ダウンロードしたzipファイルを解凍すると、searchreplacedb2.phpというファイルが展開されます。
セキュリティのために、このファイル名をランダムなものにリネームします。(拡張子は残します。)
リネームしたファイルを、サーバのWordPressサイトのルートディレクトリにアップロードします。
データベース内のURLを置換する
ブラウザで、移転先サイトのURL + 先ほど設置したPHPファイル名へアクセスします。
submitをクリックします。
各項目は自動的に埋まっているので、正しいかを確認してSubmit DB detailsをクリック。
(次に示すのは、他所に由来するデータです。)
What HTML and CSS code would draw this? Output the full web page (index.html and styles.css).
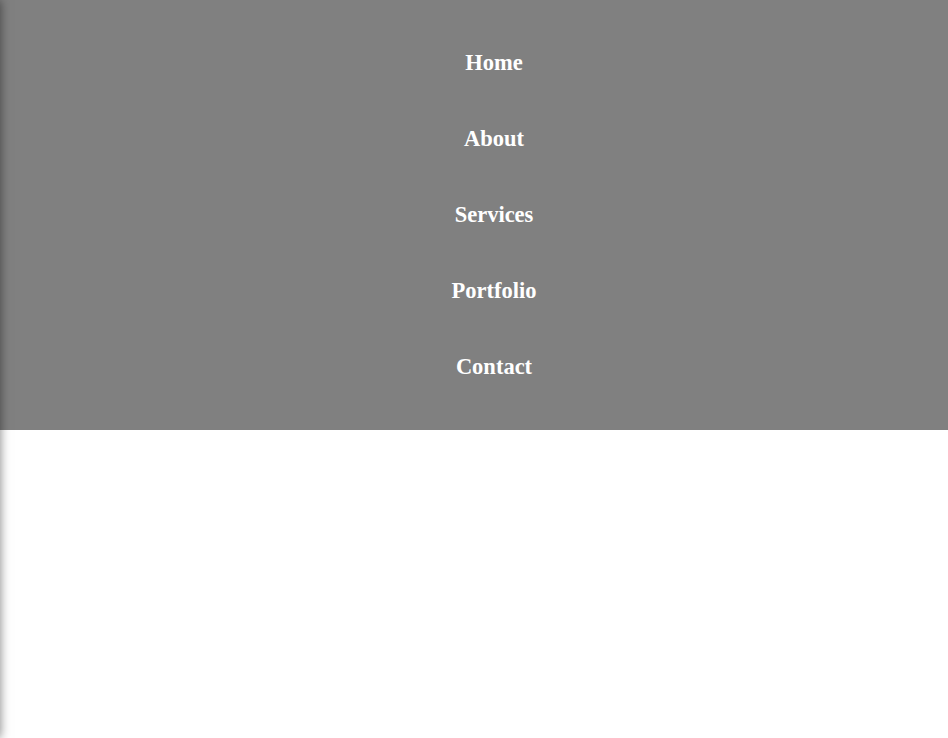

Tablesで全てのテーブルを選択し、Continueをクリックします。
確認ダイアログが表示されるので、OKをクリックして続けます。
Search forには、移転元サイトのホームURLを入力します。
Replace withには、移転先サイトのホームURLを入力します。
どちらも、末尾のスラッシュは入れません。
正しく入力したか、もう一度確認して、Submit Search stringをクリックします。
確認ダイアログが表示されるので、OKをクリックして続けます。
置換が完了です。
先ほど設置したPHPファイルはもう必要ありません。セキュリティ上のリスクが大きいので、すぐに削除しておきましょう。
10. データベースのドメインとパスを書き換える(マルチサイトのみ)
マルチサイトの場合、さらにドメインとパスの書き換えが必要です。
こちらはphpMyAdminで行います。
まず、phpMyAdminで移転先サイトのwp_siteテーブルを開きます。
こちらはメインサイトのドメイン・パスになります。
編集ボタンをクリックし、ドメインとパスを書き換えます。
ドメインはhttp://以降、パスはスラッシュで始まりスラッシュで終わります。
以上のように書き換えます。
次に、wp_blogsテーブルを開きます。
こちらはメインサイトとサブサイト全ての情報です。
先ほどと同様に、ドメインとパスを全て書き換えます。
このように書き換えたら完了です。
11. プラグインとテーマを元に戻して完了!
ここまででほぼ完了です。
移転先サイトのログインURLにアクセスしてみてください。
アクセスして無事にログインできれば、あとはダッシュボードからテーマファイルを元のものに戻し、必要なプラグインを有効化しましょう。
あとはホームページを開き、サイト内を一巡して問題なければ完了です。
お疲れさまでした〜
成功のあかつきにはバックアップもね!
ここから新天地でのサイト運営が始まります。
バックアップを忘れずに取っておきましょう。